For example, an analog of the K combinator is just const.

In fact i am trying to express the function \f x -> f x x using standard functions, but cannot think of any standard non-linear function to start with (that is a function that uses its argument more than once).

Sinaloa answered 15/4, 2014 at 21:52 Comment(12)
\f x -> f x x is join in the function monad.Myer
I blogged about a link I noticed between the SK combinator calculus and applicative functors, and got some interesting comments from readers you might want to check out. See also more interesting comments to this answerBerserk
what is a standard function?Wollastonite
@Myer i wonder if that counts as defining it by equationWollastonite
@SassaNF, i meant anything fairly standard, like (.), ($), possibly flip :).Sinaloa
But \f x -> f x x is not the S combinator. The S combinator is \f g x -> f x (g x), which is a free theorem for its type.Tresatrescha
@ReinHenrichs: i know that it is not the S combinator. What is a free theorem?Sinaloa
@Sinaloa The short version is that there is a similarity between types and theorems called the Curry-Howard Correspondence. This means that finding a value of a given type is equivalent to finding a proof of the equivalent theorem. A free theorem is one for which a proof can be generated mechanically. In this case, given the type you mentioned, a value of that type (the function I mentioned) can be generated mechanically, thus "proving" the "theorem" for "free". See also #12421585.Tresatrescha
In other words, \f g x -> f x (g x) is an existence proof that the type (a -> b -> c) -> (a -> b) -> a -> c is inhabited. This function can be generated mechanically, i.e. "for free", in a way that is explained here: https://mcmap.net/q/190386/-how-does-djinn-work. And, in fact, if you wanted to find a function (<*>) to use for for ((->) r, you could just ask Djinn to do the proof for you.Tresatrescha
Thanks, i'll look into the Philip Wadler's paper.Sinaloa
@Sinaloa Actually, what I'm referring to isn't really "free theorems", which is the generation of theorems for free. This is the generation of proofs "for free" (through an automatic decision procedure that makes use of the CH Correspondence). Sorry for the confusion. The Wadler paper is still fascinating though.Tresatrescha
See also The Monad Reader Issue 17: The Reader Monad and Abstraction Elimination.Tamtam
A
33

s = (<*>) for the ((->) r) Applicative instance.

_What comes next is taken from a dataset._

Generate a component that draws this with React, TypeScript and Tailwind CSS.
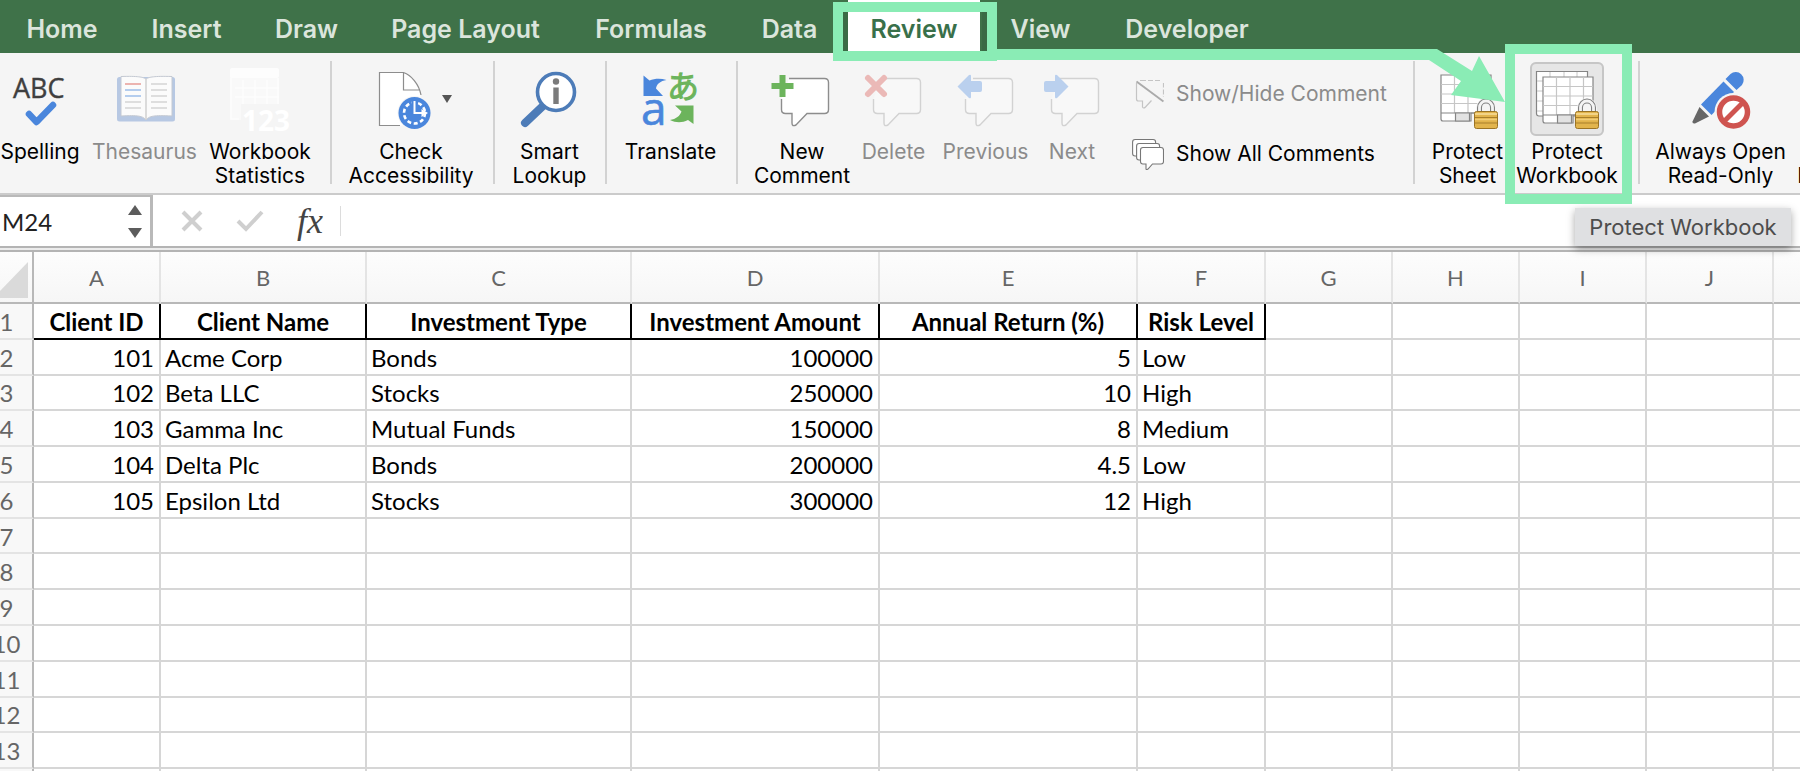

Aurochs answered 15/4, 2014 at 22:0 Comment(6)
Sorry, what is ((->) r)?Sinaloa
@Sinaloa It is all types r ->. Unfortunately, you can't do a section with a type operator in the same way you can with a normal operator. So, though you can do something like (10*), this isn't valid Haskell (r ->). Luckily, we do have a syntax that gives us an equivalent result: ((->) r). Note, however, that we cannot do the same with the second argument. This is actually intentionally forbidden (I think it makes type inference impossible in some cases), which is why we can't have type operator sections.Aurochs
@Sinaloa So, if we have a type synonym type Function a b = a -> b, then ((->) r) is equivalent to Function r.Aurochs
So, r was just a type variable?Sinaloa
Impossibility to have something like (-> Int), is it because Haskell does not allow contravariant functors, by any chance?Sinaloa
@Alexey: Yeah, r is a type variable. Actually, Haskell does have (or can have) contravariant functors (hackage.haskell.org/package/contravariant). The reason it doesn't allow something like (-> Int) is that if it allowed you to rearrange type arguments however you want through partial type application, you would essentially have a full lambda calculus at a type level. This would make type inference impossible.Aurochs
G
22

Although it doesn't look like it at first, ap is the S combinator (and join is the combinator you're really after).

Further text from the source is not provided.